# Your instructions
Go through the data and copy every line exactly, but not the images.

# Source records

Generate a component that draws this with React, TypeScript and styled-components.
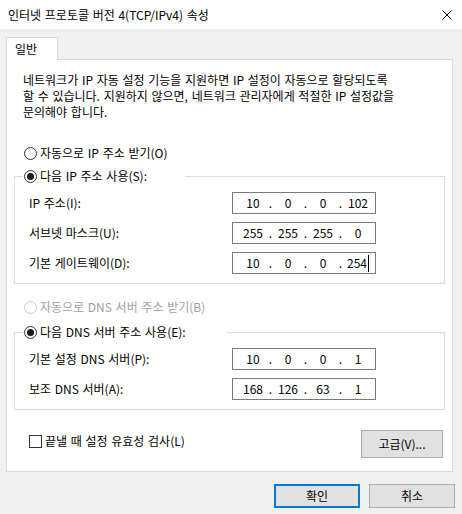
import React from 'react';
import styled, { createGlobalStyle } from 'styled-components';

const GlobalStyle = createGlobalStyle`
  html, body {
    margin: 0;
    padding: 0;
    background: #f0f0f0;
  }
  body {
    font-family: "Noto Sans CJK KR", "Liberation Sans", sans-serif;
    font-size: 12px;
    word-spacing: 1px;
    color: #000;
  }
`;

const Window = styled.div`
  width: 462px;
  height: 514px;
  display: flex;
  flex-direction: column;
  background: #f0f0f0;
  overflow: hidden;
`;

const TitleBar = styled.div`
  height: 29px;
  flex: none;
  background: #fff;
  display: flex;
  align-items: center;
  justify-content: space-between;
  padding: 0 10px 0 8px;
  box-sizing: border-box;
  white-space: nowrap;
`;

const Body = styled.div`
  padding-top: 8px;
  display: flex;
  flex-direction: column;
`;

const TabStrip = styled.div`
  display: flex;
  padding-left: 6px;
`;

const Tab = styled.div`
  width: 52px;
  height: 23px;
  box-sizing: border-box;
  padding: 3px 0 0 8px;
  line-height: 16px;
  background: #fff;
  border: 1px solid #d9d9d9;
  border-bottom: none;
  margin-bottom: -1px;
  position: relative;
  z-index: 1;
`;

const Panel = styled.div`
  margin: 0 9px 0 6px;
  height: 413px;
  box-sizing: border-box;
  background: #fff;
  border: 1px solid #d9d9d9;
  padding: 0 7px;
  display: flex;
  flex-direction: column;
`;

const Intro = styled.p`
  margin: 12px 0 0 9px;
  line-height: 16px;
  white-space: nowrap;
`;

const RadioRow = styled.label<{ $top?: number; $disabled?: boolean }>`
  display: flex;
  align-items: center;
  height: 16px;
  line-height: 16px;
  margin-top: ${(p) => p.$top ?? 0}px;
  padding-left: 10px;
  white-space: nowrap;
  color: ${(p) => (p.$disabled ? '#a0a0a0' : '#000')};
`;

const RadioCircle = styled.span<{ $checked?: boolean; $disabled?: boolean }>`
  width: 13px;
  height: 13px;
  box-sizing: border-box;
  border-radius: 50%;
  border: 1px solid ${(p) => (p.$disabled ? '#cccccc' : '#333333')};
  background: #fff;
  display: flex;
  align-items: center;
  justify-content: center;
  margin-right: 3px;
  flex: none;

  &::after {
    content: '';
    display: ${(p) => (p.$checked ? 'block' : 'none')};
    width: 7px;
    height: 7px;
    border-radius: 50%;
    background: #1a1a1a;
  }
`;

const Group = styled.fieldset<{ $top: number }>`
  margin: ${(p) => p.$top}px 0 0 0;
  padding: 8px 0 9px 0;
  border: 1px solid #dcdcdc;
  min-width: 0;
`;

const Legend = styled.legend<{ $width: number }>`
  margin-left: 8px;
  padding: 0 0 0 1px;
  width: ${(p) => p.$width}px;
  box-sizing: border-box;
  display: flex;
  align-items: center;
  height: 16px;
  line-height: 16px;
  white-space: nowrap;
`;

const Fields = styled.div`
  display: grid;
  grid-template-columns: 203px 144px;
  grid-auto-rows: 22px;
  row-gap: 8px;
  padding-left: 14px;
  align-items: center;
`;

const FieldLabel = styled.span`
  white-space: nowrap;
  line-height: 16px;
`;

const IpBox = styled.div`
  width: 144px;
  height: 22px;
  box-sizing: border-box;
  border: 1px solid #7a7a7a;
  background: #fff;
  display: flex;
  align-items: center;
  padding-left: 6px;
  line-height: 16px;
  word-spacing: 0;
`;

const Octet = styled.span`
  width: 28px;
  text-align: center;
  display: inline-flex;
  justify-content: center;
  align-items: center;
`;

const Dot = styled.span`
  width: 7px;
  text-align: center;
`;

const Caret = styled.span`
  display: inline-block;
  width: 1px;
  height: 17px;
  background: #000;
  margin-left: 1px;
`;

const Footer = styled.div`
  margin-top: 20px;
  display: flex;
  justify-content: space-between;
  align-items: flex-start;
  padding: 0 2px 0 15px;
`;

const CheckRow = styled.label`
  display: flex;
  align-items: center;
  margin-top: 3px;
  height: 16px;
  line-height: 16px;
  white-space: nowrap;
`;

const CheckBox = styled.span`
  width: 13px;
  height: 13px;
  box-sizing: border-box;
  border: 1px solid #333;
  background: #fff;
  margin-right: 3px;
  flex: none;
`;

const Button = styled.button<{ $w: number; $h: number; $default?: boolean }>`
  width: ${(p) => p.$w}px;
  height: ${(p) => p.$h}px;
  box-sizing: border-box;
  background: #e1e1e1;
  border: ${(p) => (p.$default ? '2px solid #0078d7' : '1px solid #adadad')};
  border-radius: 0;
  padding: 0;
  font-family: inherit;
  font-size: 12px;
  color: #000;
  line-height: 16px;
`;

const ButtonRow = styled.div`
  margin-top: 12px;
  display: flex;
  justify-content: flex-end;
  gap: 9px;
  padding-right: 7px;
`;

const CloseIcon = () => (
  <svg width="10" height="10" viewBox="0 0 10 10">
    <path d="M0.5 0.5 L9.5 9.5 M9.5 0.5 L0.5 9.5" stroke="#000" strokeWidth="1" fill="none" />
  </svg>
);

const Ip: React.FC<{ parts: string[]; caret?: boolean }> = ({ parts, caret }) => (
  <IpBox>
    {parts.map((v, i) => (
      <React.Fragment key={i}>
        {i > 0 && <Dot>.</Dot>}
        <Octet>
          {v}
          {caret && i === parts.length - 1 && <Caret />}
        </Octet>
      </React.Fragment>
    ))}
  </IpBox>
);

const App: React.FC = () => {
  return (
    <Window>
      <GlobalStyle />
      <TitleBar>
        <span>인터넷 프로토콜 버전 4(TCP/IPv4) 속성</span>
        <CloseIcon />
      </TitleBar>
      <Body>
        <TabStrip>
          <Tab>일반</Tab>
        </TabStrip>
        <Panel>
          <Intro>
            네트워크가 IP 자동 설정 기능을 지원하면 IP 설정이 자동으로 할당되도록
            <br />
            할 수 있습니다. 지원하지 않으면, 네트워크 관리자에게 적절한 IP 설정값을
            <br />
            문의해야 합니다.
          </Intro>

          <RadioRow $top={25}>
            <RadioCircle />
            자동으로 IP 주소 받기(O)
          </RadioRow>
          <Group $top={7}>
            <Legend $width={162}>
              <RadioCircle $checked />
              다음 IP 주소 사용(S):
            </Legend>
            <Fields>
              <FieldLabel>IP 주소(I):</FieldLabel>
              <Ip parts={['10', '0', '0', '102']} />
              <FieldLabel>서브넷 마스크(U):</FieldLabel>
              <Ip parts={['255', '255', '255', '0']} />
              <FieldLabel>기본 게이트웨이(D):</FieldLabel>
              <Ip parts={['10', '0', '0', '254']} caret />
            </Fields>
          </Group>

          <RadioRow $top={15} $disabled>
            <RadioCircle $disabled />
            자동으로 DNS 서버 주소 받기(B)
          </RadioRow>
          <Group $top={9}>
            <Legend $width={204}>
              <RadioCircle $checked />
              다음 DNS 서버 주소 사용(E):
            </Legend>
            <Fields>
              <FieldLabel>기본 설정 DNS 서버(P):</FieldLabel>
              <Ip parts={['10', '0', '0', '1']} />
              <FieldLabel>보조 DNS 서버(A):</FieldLabel>
              <Ip parts={['168', '126', '63', '1']} />
            </Fields>
          </Group>

          <Footer>
            <CheckRow>
              <CheckBox />
              끝낼 때 설정 유효성 검사(L)
            </CheckRow>
            <Button $w={82} $h={28}>고급(V)...</Button>
          </Footer>
        </Panel>
        <ButtonRow>
          <Button $w={86} $h={24} $default>확인</Button>
          <Button $w={86} $h={24}>취소</Button>
        </ButtonRow>
      </Body>
    </Window>
  );
};

export default App;
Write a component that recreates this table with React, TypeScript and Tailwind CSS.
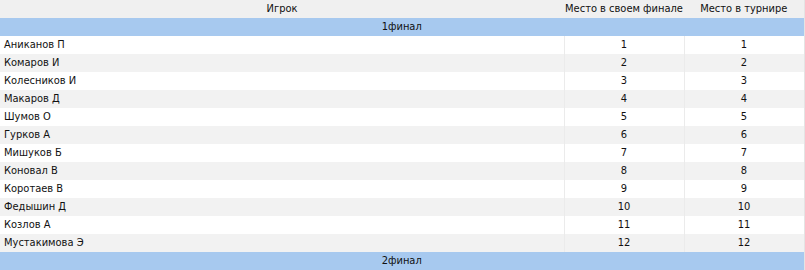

# Answer
Generate a component that draws this with React, TypeScript and styled-components.
import React from 'react';
import styled, { createGlobalStyle } from 'styled-components';

const GlobalStyle = createGlobalStyle`
  html, body {
    margin: 0;
    padding: 0;
    background: #f0f0f0;
  }
  body {
    font-family: "Noto Sans CJK KR", "Liberation Sans", sans-serif;
    font-size: 12px;
    word-spacing: 1px;
    color: #000;
  }
`;

const Window = styled.div`
  width: 462px;
  height: 514px;
  display: flex;
  flex-direction: column;
  background: #f0f0f0;
  overflow: hidden;
`;

const TitleBar = styled.div`
  height: 29px;
  flex: none;
  background: #fff;
  display: flex;
  align-items: center;
  justify-content: space-between;
  padding: 0 10px 0 8px;
  box-sizing: border-box;
  white-space: nowrap;
`;

const Body = styled.div`
  padding-top: 8px;
  display: flex;
  flex-direction: column;
`;

const TabStrip = styled.div`
  display: flex;
  padding-left: 6px;
`;

const Tab = styled.div`
  width: 52px;
  height: 23px;
  box-sizing: border-box;
  padding: 3px 0 0 8px;
  line-height: 16px;
  background: #fff;
  border: 1px solid #d9d9d9;
  border-bottom: none;
  margin-bottom: -1px;
  position: relative;
  z-index: 1;
`;

const Panel = styled.div`
  margin: 0 9px 0 6px;
  height: 413px;
  box-sizing: border-box;
  background: #fff;
  border: 1px solid #d9d9d9;
  padding: 0 7px;
  display: flex;
  flex-direction: column;
`;

const Intro = styled.p`
  margin: 12px 0 0 9px;
  line-height: 16px;
  white-space: nowrap;
`;

const RadioRow = styled.label<{ $top?: number; $disabled?: boolean }>`
  display: flex;
  align-items: center;
  height: 16px;
  line-height: 16px;
  margin-top: ${(p) => p.$top ?? 0}px;
  padding-left: 10px;
  white-space: nowrap;
  color: ${(p) => (p.$disabled ? '#a0a0a0' : '#000')};
`;

const RadioCircle = styled.span<{ $checked?: boolean; $disabled?: boolean }>`
  width: 13px;
  height: 13px;
  box-sizing: border-box;
  border-radius: 50%;
  border: 1px solid ${(p) => (p.$disabled ? '#cccccc' : '#333333')};
  background: #fff;
  display: flex;
  align-items: center;
  justify-content: center;
  margin-right: 3px;
  flex: none;

  &::after {
    content: '';
    display: ${(p) => (p.$checked ? 'block' : 'none')};
    width: 7px;
    height: 7px;
    border-radius: 50%;
    background: #1a1a1a;
  }
`;

const Group = styled.fieldset<{ $top: number }>`
  margin: ${(p) => p.$top}px 0 0 0;
  padding: 8px 0 9px 0;
  border: 1px solid #dcdcdc;
  min-width: 0;
`;

const Legend = styled.legend<{ $width: number }>`
  margin-left: 8px;
  padding: 0 0 0 1px;
  width: ${(p) => p.$width}px;
  box-sizing: border-box;
  display: flex;
  align-items: center;
  height: 16px;
  line-height: 16px;
  white-space: nowrap;
`;

const Fields = styled.div`
  display: grid;
  grid-template-columns: 203px 144px;
  grid-auto-rows: 22px;
  row-gap: 8px;
  padding-left: 14px;
  align-items: center;
`;

const FieldLabel = styled.span`
  white-space: nowrap;
  line-height: 16px;
`;

const IpBox = styled.div`
  width: 144px;
  height: 22px;
  box-sizing: border-box;
  border: 1px solid #7a7a7a;
  background: #fff;
  display: flex;
  align-items: center;
  padding-left: 6px;
  line-height: 16px;
  word-spacing: 0;
`;

const Octet = styled.span`
  width: 28px;
  text-align: center;
  display: inline-flex;
  justify-content: center;
  align-items: center;
`;

const Dot = styled.span`
  width: 7px;
  text-align: center;
`;

const Caret = styled.span`
  display: inline-block;
  width: 1px;
  height: 17px;
  background: #000;
  margin-left: 1px;
`;

const Footer = styled.div`
  margin-top: 20px;
  display: flex;
  justify-content: space-between;
  align-items: flex-start;
  padding: 0 2px 0 15px;
`;

const CheckRow = styled.label`
  display: flex;
  align-items: center;
  margin-top: 3px;
  height: 16px;
  line-height: 16px;
  white-space: nowrap;
`;

const CheckBox = styled.span`
  width: 13px;
  height: 13px;
  box-sizing: border-box;
  border: 1px solid #333;
  background: #fff;
  margin-right: 3px;
  flex: none;
`;

const Button = styled.button<{ $w: number; $h: number; $default?: boolean }>`
  width: ${(p) => p.$w}px;
  height: ${(p) => p.$h}px;
  box-sizing: border-box;
  background: #e1e1e1;
  border: ${(p) => (p.$default ? '2px solid #0078d7' : '1px solid #adadad')};
  border-radius: 0;
  padding: 0;
  font-family: inherit;
  font-size: 12px;
  color: #000;
  line-height: 16px;
`;

const ButtonRow = styled.div`
  margin-top: 12px;
  display: flex;
  justify-content: flex-end;
  gap: 9px;
  padding-right: 7px;
`;

const CloseIcon = () => (
  <svg width="10" height="10" viewBox="0 0 10 10">
    <path d="M0.5 0.5 L9.5 9.5 M9.5 0.5 L0.5 9.5" stroke="#000" strokeWidth="1" fill="none" />
  </svg>
);

const Ip: React.FC<{ parts: string[]; caret?: boolean }> = ({ parts, caret }) => (
  <IpBox>
    {parts.map((v, i) => (
      <React.Fragment key={i}>
        {i > 0 && <Dot>.</Dot>}
        <Octet>
          {v}
          {caret && i === parts.length - 1 && <Caret />}
        </Octet>
      </React.Fragment>
    ))}
  </IpBox>
);

const App: React.FC = () => {
  return (
    <Window>
      <GlobalStyle />
      <TitleBar>
        <span>인터넷 프로토콜 버전 4(TCP/IPv4) 속성</span>
        <CloseIcon />
      </TitleBar>
      <Body>
        <TabStrip>
          <Tab>일반</Tab>
        </TabStrip>
        <Panel>
          <Intro>
            네트워크가 IP 자동 설정 기능을 지원하면 IP 설정이 자동으로 할당되도록
            <br />
            할 수 있습니다. 지원하지 않으면, 네트워크 관리자에게 적절한 IP 설정값을
            <br />
            문의해야 합니다.
          </Intro>

          <RadioRow $top={25}>
            <RadioCircle />
            자동으로 IP 주소 받기(O)
          </RadioRow>
          <Group $top={7}>
            <Legend $width={162}>
              <RadioCircle $checked />
              다음 IP 주소 사용(S):
            </Legend>
            <Fields>
              <FieldLabel>IP 주소(I):</FieldLabel>
              <Ip parts={['10', '0', '0', '102']} />
              <FieldLabel>서브넷 마스크(U):</FieldLabel>
              <Ip parts={['255', '255', '255', '0']} />
              <FieldLabel>기본 게이트웨이(D):</FieldLabel>
              <Ip parts={['10', '0', '0', '254']} caret />
            </Fields>
          </Group>

          <RadioRow $top={15} $disabled>
            <RadioCircle $disabled />
            자동으로 DNS 서버 주소 받기(B)
          </RadioRow>
          <Group $top={9}>
            <Legend $width={204}>
              <RadioCircle $checked />
              다음 DNS 서버 주소 사용(E):
            </Legend>
            <Fields>
              <FieldLabel>기본 설정 DNS 서버(P):</FieldLabel>
              <Ip parts={['10', '0', '0', '1']} />
              <FieldLabel>보조 DNS 서버(A):</FieldLabel>
              <Ip parts={['168', '126', '63', '1']} />
            </Fields>
          </Group>

          <Footer>
            <CheckRow>
              <CheckBox />
              끝낼 때 설정 유효성 검사(L)
            </CheckRow>
            <Button $w={82} $h={28}>고급(V)...</Button>
          </Footer>
        </Panel>
        <ButtonRow>
          <Button $w={86} $h={24} $default>확인</Button>
          <Button $w={86} $h={24}>취소</Button>
        </ButtonRow>
      </Body>
    </Window>
  );
};

export default App;
Write a component that recreates this table with React, TypeScript and Tailwind CSS.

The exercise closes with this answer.